Task brief
Would you transcribe the whole listing exactly, minus its pictures?

Pages as source code:
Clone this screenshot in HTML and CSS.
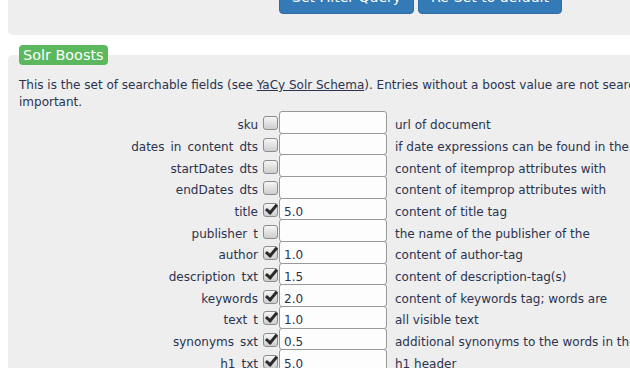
FILE: index.html
```html
<!DOCTYPE html>
<html lang="en">
    <head>
        <meta charset="UTF-8">
        <title>Ranking and Heuristics</title>
        <link rel="stylesheet" href="styles.css">
    </head>
    <body>
        <div class="panel">
            <div class="actions">
                <button type="button" class="btn">Set Filter Query</button>
                <button type="button" class="btn">Re-Set to default</button>
            </div>
        </div>

        <fieldset class="boosts">
            <legend><span class="label">Solr Boosts</span></legend>
            <p class="intro">
                This is the set of searchable fields (see <a href="#">YaCy Solr Schema</a>). Entries without a boost value are not searched. Boost values make hits inside the corresponding field more<br>important.
            </p>
            <table class="fields">
                <tr>
                    <td class="name">sku</td>
                    <td class="boost"><input type="checkbox" class="check"><input type="text" class="value" value=""></td>
                    <td class="desc"><div>url of document</div></td>
                </tr>
                <tr>
                    <td class="name">dates in content dts</td>
                    <td class="boost"><input type="checkbox" class="check"><input type="text" class="value" value=""></td>
                    <td class="desc"><div>if date expressions can be found in the content, these dates are listed here as date objects in order of the appearances</div></td>
                </tr>
                <tr>
                    <td class="name">startDates dts</td>
                    <td class="boost"><input type="checkbox" class="check"><input type="text" class="value" value=""></td>
                    <td class="desc"><div>content of itemprop attributes with content='startDate'</div></td>
                </tr>
                <tr>
                    <td class="name">endDates dts</td>
                    <td class="boost"><input type="checkbox" class="check"><input type="text" class="value" value=""></td>
                    <td class="desc"><div>content of itemprop attributes with content='endDate'</div></td>
                </tr>
                <tr>
                    <td class="name">title</td>
                    <td class="boost"><input type="checkbox" class="check" checked><input type="text" class="value" value="5.0"></td>
                    <td class="desc"><div>content of title tag</div></td>
                </tr>
                <tr>
                    <td class="name">publisher t</td>
                    <td class="boost"><input type="checkbox" class="check"><input type="text" class="value" value=""></td>
                    <td class="desc"><div>the name of the publisher of the document</div></td>
                </tr>
                <tr>
                    <td class="name">author</td>
                    <td class="boost"><input type="checkbox" class="check" checked><input type="text" class="value" value="1.0"></td>
                    <td class="desc"><div>content of author-tag</div></td>
                </tr>
                <tr>
                    <td class="name">description txt</td>
                    <td class="boost"><input type="checkbox" class="check" checked><input type="text" class="value" value="1.5"></td>
                    <td class="desc"><div>content of description-tag(s)</div></td>
                </tr>
                <tr>
                    <td class="name">keywords</td>
                    <td class="boost"><input type="checkbox" class="check" checked><input type="text" class="value" value="2.0"></td>
                    <td class="desc"><div>content of keywords tag; words are separated by comma, semicolon or space</div></td>
                </tr>
                <tr>
                    <td class="name">text t</td>
                    <td class="boost"><input type="checkbox" class="check" checked><input type="text" class="value" value="1.0"></td>
                    <td class="desc"><div>all visible text</div></td>
                </tr>
                <tr>
                    <td class="name">synonyms sxt</td>
                    <td class="boost"><input type="checkbox" class="check" checked><input type="text" class="value" value="0.5"></td>
                    <td class="desc"><div>additional synonyms to the words in the text</div></td>
                </tr>
                <tr>
                    <td class="name">h1 txt</td>
                    <td class="boost"><input type="checkbox" class="check" checked><input type="text" class="value" value="5.0"></td>
                    <td class="desc"><div>h1 header</div></td>
                </tr>
                <tr>
                    <td class="name">h2 txt</td>
                    <td class="boost"><input type="checkbox" class="check" checked><input type="text" class="value" value="3.0"></td>
                    <td class="desc"><div>h2 header</div></td>
                </tr>
            </table>
        </fieldset>
    </body>
</html>
```

FILE: styles.css
```css
html {
    overflow: hidden;
}
body {
    width: 1300px;
    margin: 0 0 0 8px;
    background: #fff;
    color: #2b3350;
    font-family: 'DejaVu Sans', sans-serif;
    font-size: 12px;
    line-height: 1.42857;
}
.panel {
    margin-top: -30px;
    padding: 10px 0 21px;
    background: #eee;
    border-radius: 0 0 5px 5px;
}
.actions {
    padding-left: 271px;
    white-space: nowrap;
}
.btn {
    display: inline-block;
    margin: 0;
    padding: 6px 12px;
    border: 1px solid #2e6da4;
    border-radius: 4px;
    background: #337ab7;
    color: #fff;
    font-family: 'DejaVu Sans', sans-serif;
    font-size: 14px;
    line-height: 20px;
}
.boosts {
    margin: 10px 0 0;
    padding: 0 10px 10px;
    border: 1px solid #eee;
    border-radius: 5px;
    background: #eee;
    min-width: 0;
}
.boosts legend {
    padding: 0;
}
.label {
    display: inline-block;
    padding: 2px 4px;
    border-radius: 4px;
    background: #5cb85c;
    color: #fff;
    font-size: 14.4px;
    line-height: normal;
}
.intro {
    margin: 12px 0 0;
    white-space: nowrap;
}
.intro a {
    color: inherit;
    text-decoration: underline;
}
.fields {
    border-collapse: collapse;
}
.fields td {
    padding: 0;
    line-height: 14px;
    vertical-align: baseline;
    white-space: nowrap;
}
.fields .name {
    width: 239px;
    padding-right: 5px;
    text-align: right;
    word-spacing: 2.2px;
}
.fields .desc {
    padding-left: 8px;
}
.fields .desc div {
    width: 255px;
    height: 14px;
    overflow: clip;
    white-space: normal;
}
.check {
    -webkit-appearance: none;
    appearance: none;
    position: relative;
    width: 15px;
    height: 14px;
    margin: 0 1px 0 0;
    vertical-align: -1px;
    border: 1px solid #8c8c8c;
    border-radius: 3px;
    background: linear-gradient(#f6f6f6, #cdcdcd);
}
.check:checked::after {
    content: "";
    position: absolute;
    left: 4px;
    top: -2px;
    width: 4px;
    height: 9px;
    border: solid #2a2a2a;
    border-width: 0 3px 3px 0;
    transform: rotate(40deg);
}
.value {
    box-sizing: border-box;
    width: 108px;
    height: 22.7px;
    margin: -0.5px 0;
    padding: 6px 4px 0;
    border: 1px solid #999;
    border-radius: 3px;
    background: #fdfdfd;
    color: inherit;
    font-family: 'DejaVu Sans', sans-serif;
    font-size: 12px;
}
```
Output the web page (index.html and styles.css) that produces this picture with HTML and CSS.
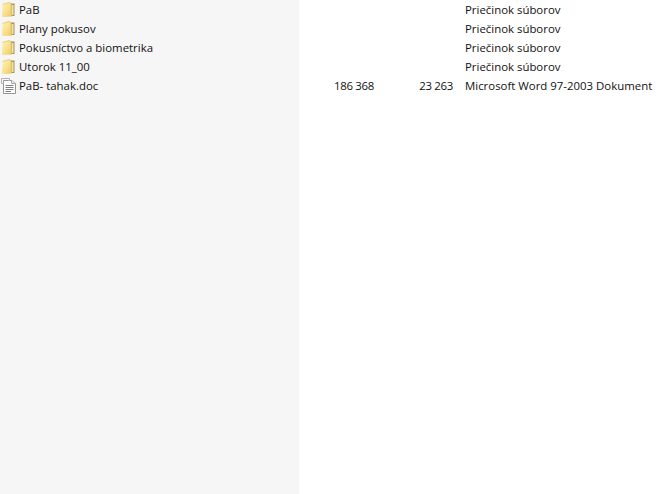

Response to this task
Clone this screenshot in HTML and CSS.
FILE: index.html
```html
<!DOCTYPE html>
<html lang="en">
    <head>
        <meta charset="UTF-8">
        <title>Ranking and Heuristics</title>
        <link rel="stylesheet" href="styles.css">
    </head>
    <body>
        <div class="panel">
            <div class="actions">
                <button type="button" class="btn">Set Filter Query</button>
                <button type="button" class="btn">Re-Set to default</button>
            </div>
        </div>

        <fieldset class="boosts">
            <legend><span class="label">Solr Boosts</span></legend>
            <p class="intro">
                This is the set of searchable fields (see <a href="#">YaCy Solr Schema</a>). Entries without a boost value are not searched. Boost values make hits inside the corresponding field more<br>important.
            </p>
            <table class="fields">
                <tr>
                    <td class="name">sku</td>
                    <td class="boost"><input type="checkbox" class="check"><input type="text" class="value" value=""></td>
                    <td class="desc"><div>url of document</div></td>
                </tr>
                <tr>
                    <td class="name">dates in content dts</td>
                    <td class="boost"><input type="checkbox" class="check"><input type="text" class="value" value=""></td>
                    <td class="desc"><div>if date expressions can be found in the content, these dates are listed here as date objects in order of the appearances</div></td>
                </tr>
                <tr>
                    <td class="name">startDates dts</td>
                    <td class="boost"><input type="checkbox" class="check"><input type="text" class="value" value=""></td>
                    <td class="desc"><div>content of itemprop attributes with content='startDate'</div></td>
                </tr>
                <tr>
                    <td class="name">endDates dts</td>
                    <td class="boost"><input type="checkbox" class="check"><input type="text" class="value" value=""></td>
                    <td class="desc"><div>content of itemprop attributes with content='endDate'</div></td>
                </tr>
                <tr>
                    <td class="name">title</td>
                    <td class="boost"><input type="checkbox" class="check" checked><input type="text" class="value" value="5.0"></td>
                    <td class="desc"><div>content of title tag</div></td>
                </tr>
                <tr>
                    <td class="name">publisher t</td>
                    <td class="boost"><input type="checkbox" class="check"><input type="text" class="value" value=""></td>
                    <td class="desc"><div>the name of the publisher of the document</div></td>
                </tr>
                <tr>
                    <td class="name">author</td>
                    <td class="boost"><input type="checkbox" class="check" checked><input type="text" class="value" value="1.0"></td>
                    <td class="desc"><div>content of author-tag</div></td>
                </tr>
                <tr>
                    <td class="name">description txt</td>
                    <td class="boost"><input type="checkbox" class="check" checked><input type="text" class="value" value="1.5"></td>
                    <td class="desc"><div>content of description-tag(s)</div></td>
                </tr>
                <tr>
                    <td class="name">keywords</td>
                    <td class="boost"><input type="checkbox" class="check" checked><input type="text" class="value" value="2.0"></td>
                    <td class="desc"><div>content of keywords tag; words are separated by comma, semicolon or space</div></td>
                </tr>
                <tr>
                    <td class="name">text t</td>
                    <td class="boost"><input type="checkbox" class="check" checked><input type="text" class="value" value="1.0"></td>
                    <td class="desc"><div>all visible text</div></td>
                </tr>
                <tr>
                    <td class="name">synonyms sxt</td>
                    <td class="boost"><input type="checkbox" class="check" checked><input type="text" class="value" value="0.5"></td>
                    <td class="desc"><div>additional synonyms to the words in the text</div></td>
                </tr>
                <tr>
                    <td class="name">h1 txt</td>
                    <td class="boost"><input type="checkbox" class="check" checked><input type="text" class="value" value="5.0"></td>
                    <td class="desc"><div>h1 header</div></td>
                </tr>
                <tr>
                    <td class="name">h2 txt</td>
                    <td class="boost"><input type="checkbox" class="check" checked><input type="text" class="value" value="3.0"></td>
                    <td class="desc"><div>h2 header</div></td>
                </tr>
            </table>
        </fieldset>
    </body>
</html>
```

FILE: styles.css
```css
html {
    overflow: hidden;
}
body {
    width: 1300px;
    margin: 0 0 0 8px;
    background: #fff;
    color: #2b3350;
    font-family: 'DejaVu Sans', sans-serif;
    font-size: 12px;
    line-height: 1.42857;
}
.panel {
    margin-top: -30px;
    padding: 10px 0 21px;
    background: #eee;
    border-radius: 0 0 5px 5px;
}
.actions {
    padding-left: 271px;
    white-space: nowrap;
}
.btn {
    display: inline-block;
    margin: 0;
    padding: 6px 12px;
    border: 1px solid #2e6da4;
    border-radius: 4px;
    background: #337ab7;
    color: #fff;
    font-family: 'DejaVu Sans', sans-serif;
    font-size: 14px;
    line-height: 20px;
}
.boosts {
    margin: 10px 0 0;
    padding: 0 10px 10px;
    border: 1px solid #eee;
    border-radius: 5px;
    background: #eee;
    min-width: 0;
}
.boosts legend {
    padding: 0;
}
.label {
    display: inline-block;
    padding: 2px 4px;
    border-radius: 4px;
    background: #5cb85c;
    color: #fff;
    font-size: 14.4px;
    line-height: normal;
}
.intro {
    margin: 12px 0 0;
    white-space: nowrap;
}
.intro a {
    color: inherit;
    text-decoration: underline;
}
.fields {
    border-collapse: collapse;
}
.fields td {
    padding: 0;
    line-height: 14px;
    vertical-align: baseline;
    white-space: nowrap;
}
.fields .name {
    width: 239px;
    padding-right: 5px;
    text-align: right;
    word-spacing: 2.2px;
}
.fields .desc {
    padding-left: 8px;
}
.fields .desc div {
    width: 255px;
    height: 14px;
    overflow: clip;
    white-space: normal;
}
.check {
    -webkit-appearance: none;
    appearance: none;
    position: relative;
    width: 15px;
    height: 14px;
    margin: 0 1px 0 0;
    vertical-align: -1px;
    border: 1px solid #8c8c8c;
    border-radius: 3px;
    background: linear-gradient(#f6f6f6, #cdcdcd);
}
.check:checked::after {
    content: "";
    position: absolute;
    left: 4px;
    top: -2px;
    width: 4px;
    height: 9px;
    border: solid #2a2a2a;
    border-width: 0 3px 3px 0;
    transform: rotate(40deg);
}
.value {
    box-sizing: border-box;
    width: 108px;
    height: 22.7px;
    margin: -0.5px 0;
    padding: 6px 4px 0;
    border: 1px solid #999;
    border-radius: 3px;
    background: #fdfdfd;
    color: inherit;
    font-family: 'DejaVu Sans', sans-serif;
    font-size: 12px;
}
```
Output the web page (index.html and styles.css) that produces this picture with HTML and CSS.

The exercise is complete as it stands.